__THE TASK__
The entries below should be transcribed in their entirety, exactly as written.

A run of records

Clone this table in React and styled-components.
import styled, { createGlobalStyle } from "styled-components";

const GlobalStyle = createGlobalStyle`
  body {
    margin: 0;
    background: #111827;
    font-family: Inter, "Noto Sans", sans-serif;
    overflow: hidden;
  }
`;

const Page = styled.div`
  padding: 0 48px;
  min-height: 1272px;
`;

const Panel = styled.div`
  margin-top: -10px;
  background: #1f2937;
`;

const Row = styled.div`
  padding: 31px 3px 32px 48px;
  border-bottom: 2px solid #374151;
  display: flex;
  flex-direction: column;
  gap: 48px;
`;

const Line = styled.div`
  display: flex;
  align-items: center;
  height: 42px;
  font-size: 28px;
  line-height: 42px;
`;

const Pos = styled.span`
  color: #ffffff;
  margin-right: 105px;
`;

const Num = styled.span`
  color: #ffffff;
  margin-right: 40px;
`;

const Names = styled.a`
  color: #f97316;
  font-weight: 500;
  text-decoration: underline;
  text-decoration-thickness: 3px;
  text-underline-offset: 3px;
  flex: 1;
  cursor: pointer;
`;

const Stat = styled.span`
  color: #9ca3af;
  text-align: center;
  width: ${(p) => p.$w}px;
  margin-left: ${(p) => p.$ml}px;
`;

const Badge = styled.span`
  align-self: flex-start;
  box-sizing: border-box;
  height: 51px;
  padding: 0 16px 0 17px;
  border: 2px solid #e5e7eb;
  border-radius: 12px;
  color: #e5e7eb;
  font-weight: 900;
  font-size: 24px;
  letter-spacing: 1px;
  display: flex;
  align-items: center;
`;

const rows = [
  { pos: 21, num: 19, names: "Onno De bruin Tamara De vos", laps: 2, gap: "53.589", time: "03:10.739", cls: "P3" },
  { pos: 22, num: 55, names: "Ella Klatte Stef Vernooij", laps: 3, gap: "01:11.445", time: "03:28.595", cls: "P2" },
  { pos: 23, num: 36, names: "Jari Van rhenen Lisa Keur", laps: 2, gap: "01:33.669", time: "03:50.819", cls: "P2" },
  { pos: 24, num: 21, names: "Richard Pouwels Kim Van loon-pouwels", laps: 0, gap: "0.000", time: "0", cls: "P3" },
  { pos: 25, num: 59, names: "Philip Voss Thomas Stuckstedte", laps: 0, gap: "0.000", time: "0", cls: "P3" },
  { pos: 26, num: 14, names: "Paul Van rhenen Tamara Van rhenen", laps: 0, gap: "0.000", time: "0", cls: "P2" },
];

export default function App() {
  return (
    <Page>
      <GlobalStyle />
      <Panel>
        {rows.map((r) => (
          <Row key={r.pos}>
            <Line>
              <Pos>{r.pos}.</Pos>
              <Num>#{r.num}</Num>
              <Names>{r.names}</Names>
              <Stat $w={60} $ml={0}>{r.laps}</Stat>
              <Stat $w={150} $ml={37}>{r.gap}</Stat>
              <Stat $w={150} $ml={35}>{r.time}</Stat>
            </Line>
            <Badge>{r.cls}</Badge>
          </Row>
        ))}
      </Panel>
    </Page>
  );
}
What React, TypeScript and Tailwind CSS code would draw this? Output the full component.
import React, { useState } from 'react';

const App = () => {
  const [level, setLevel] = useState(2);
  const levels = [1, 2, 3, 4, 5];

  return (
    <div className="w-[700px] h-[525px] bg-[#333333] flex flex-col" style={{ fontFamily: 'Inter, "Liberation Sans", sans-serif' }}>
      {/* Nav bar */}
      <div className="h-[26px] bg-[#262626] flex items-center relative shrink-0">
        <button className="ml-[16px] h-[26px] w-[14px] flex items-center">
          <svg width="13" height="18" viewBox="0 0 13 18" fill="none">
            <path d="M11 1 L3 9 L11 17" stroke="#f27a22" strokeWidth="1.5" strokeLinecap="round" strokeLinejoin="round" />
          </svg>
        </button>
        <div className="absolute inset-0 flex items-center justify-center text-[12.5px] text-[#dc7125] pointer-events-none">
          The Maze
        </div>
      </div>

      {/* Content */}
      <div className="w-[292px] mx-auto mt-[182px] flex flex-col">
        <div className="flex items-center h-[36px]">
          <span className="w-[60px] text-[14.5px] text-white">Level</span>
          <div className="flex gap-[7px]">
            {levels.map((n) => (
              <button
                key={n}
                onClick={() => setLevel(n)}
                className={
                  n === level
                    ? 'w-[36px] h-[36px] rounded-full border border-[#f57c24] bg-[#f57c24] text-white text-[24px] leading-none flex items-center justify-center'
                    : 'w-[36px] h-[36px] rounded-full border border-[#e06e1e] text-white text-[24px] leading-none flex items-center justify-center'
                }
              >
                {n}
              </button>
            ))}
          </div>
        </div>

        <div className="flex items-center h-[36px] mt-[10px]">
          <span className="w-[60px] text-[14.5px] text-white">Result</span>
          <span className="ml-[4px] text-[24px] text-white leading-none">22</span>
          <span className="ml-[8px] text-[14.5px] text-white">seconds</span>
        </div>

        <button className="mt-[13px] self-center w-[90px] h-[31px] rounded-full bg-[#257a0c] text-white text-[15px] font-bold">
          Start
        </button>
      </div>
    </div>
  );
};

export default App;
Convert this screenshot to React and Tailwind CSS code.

__SOLUTION TO THIS TASK__
Clone this table in React and styled-components.
import styled, { createGlobalStyle } from "styled-components";

const GlobalStyle = createGlobalStyle`
  body {
    margin: 0;
    background: #111827;
    font-family: Inter, "Noto Sans", sans-serif;
    overflow: hidden;
  }
`;

const Page = styled.div`
  padding: 0 48px;
  min-height: 1272px;
`;

const Panel = styled.div`
  margin-top: -10px;
  background: #1f2937;
`;

const Row = styled.div`
  padding: 31px 3px 32px 48px;
  border-bottom: 2px solid #374151;
  display: flex;
  flex-direction: column;
  gap: 48px;
`;

const Line = styled.div`
  display: flex;
  align-items: center;
  height: 42px;
  font-size: 28px;
  line-height: 42px;
`;

const Pos = styled.span`
  color: #ffffff;
  margin-right: 105px;
`;

const Num = styled.span`
  color: #ffffff;
  margin-right: 40px;
`;

const Names = styled.a`
  color: #f97316;
  font-weight: 500;
  text-decoration: underline;
  text-decoration-thickness: 3px;
  text-underline-offset: 3px;
  flex: 1;
  cursor: pointer;
`;

const Stat = styled.span`
  color: #9ca3af;
  text-align: center;
  width: ${(p) => p.$w}px;
  margin-left: ${(p) => p.$ml}px;
`;

const Badge = styled.span`
  align-self: flex-start;
  box-sizing: border-box;
  height: 51px;
  padding: 0 16px 0 17px;
  border: 2px solid #e5e7eb;
  border-radius: 12px;
  color: #e5e7eb;
  font-weight: 900;
  font-size: 24px;
  letter-spacing: 1px;
  display: flex;
  align-items: center;
`;

const rows = [
  { pos: 21, num: 19, names: "Onno De bruin Tamara De vos", laps: 2, gap: "53.589", time: "03:10.739", cls: "P3" },
  { pos: 22, num: 55, names: "Ella Klatte Stef Vernooij", laps: 3, gap: "01:11.445", time: "03:28.595", cls: "P2" },
  { pos: 23, num: 36, names: "Jari Van rhenen Lisa Keur", laps: 2, gap: "01:33.669", time: "03:50.819", cls: "P2" },
  { pos: 24, num: 21, names: "Richard Pouwels Kim Van loon-pouwels", laps: 0, gap: "0.000", time: "0", cls: "P3" },
  { pos: 25, num: 59, names: "Philip Voss Thomas Stuckstedte", laps: 0, gap: "0.000", time: "0", cls: "P3" },
  { pos: 26, num: 14, names: "Paul Van rhenen Tamara Van rhenen", laps: 0, gap: "0.000", time: "0", cls: "P2" },
];

export default function App() {
  return (
    <Page>
      <GlobalStyle />
      <Panel>
        {rows.map((r) => (
          <Row key={r.pos}>
            <Line>
              <Pos>{r.pos}.</Pos>
              <Num>#{r.num}</Num>
              <Names>{r.names}</Names>
              <Stat $w={60} $ml={0}>{r.laps}</Stat>
              <Stat $w={150} $ml={37}>{r.gap}</Stat>
              <Stat $w={150} $ml={35}>{r.time}</Stat>
            </Line>
            <Badge>{r.cls}</Badge>
          </Row>
        ))}
      </Panel>
    </Page>
  );
}
What React, TypeScript and Tailwind CSS code would draw this? Output the full component.
import React, { useState } from 'react';

const App = () => {
  const [level, setLevel] = useState(2);
  const levels = [1, 2, 3, 4, 5];

  return (
    <div className="w-[700px] h-[525px] bg-[#333333] flex flex-col" style={{ fontFamily: 'Inter, "Liberation Sans", sans-serif' }}>
      {/* Nav bar */}
      <div className="h-[26px] bg-[#262626] flex items-center relative shrink-0">
        <button className="ml-[16px] h-[26px] w-[14px] flex items-center">
          <svg width="13" height="18" viewBox="0 0 13 18" fill="none">
            <path d="M11 1 L3 9 L11 17" stroke="#f27a22" strokeWidth="1.5" strokeLinecap="round" strokeLinejoin="round" />
          </svg>
        </button>
        <div className="absolute inset-0 flex items-center justify-center text-[12.5px] text-[#dc7125] pointer-events-none">
          The Maze
        </div>
      </div>

      {/* Content */}
      <div className="w-[292px] mx-auto mt-[182px] flex flex-col">
        <div className="flex items-center h-[36px]">
          <span className="w-[60px] text-[14.5px] text-white">Level</span>
          <div className="flex gap-[7px]">
            {levels.map((n) => (
              <button
                key={n}
                onClick={() => setLevel(n)}
                className={
                  n === level
                    ? 'w-[36px] h-[36px] rounded-full border border-[#f57c24] bg-[#f57c24] text-white text-[24px] leading-none flex items-center justify-center'
                    : 'w-[36px] h-[36px] rounded-full border border-[#e06e1e] text-white text-[24px] leading-none flex items-center justify-center'
                }
              >
                {n}
              </button>
            ))}
          </div>
        </div>

        <div className="flex items-center h-[36px] mt-[10px]">
          <span className="w-[60px] text-[14.5px] text-white">Result</span>
          <span className="ml-[4px] text-[24px] text-white leading-none">22</span>
          <span className="ml-[8px] text-[14.5px] text-white">seconds</span>
        </div>

        <button className="mt-[13px] self-center w-[90px] h-[31px] rounded-full bg-[#257a0c] text-white text-[15px] font-bold">
          Start
        </button>
      </div>
    </div>
  );
};

export default App;
Convert this screenshot to React and Tailwind CSS code.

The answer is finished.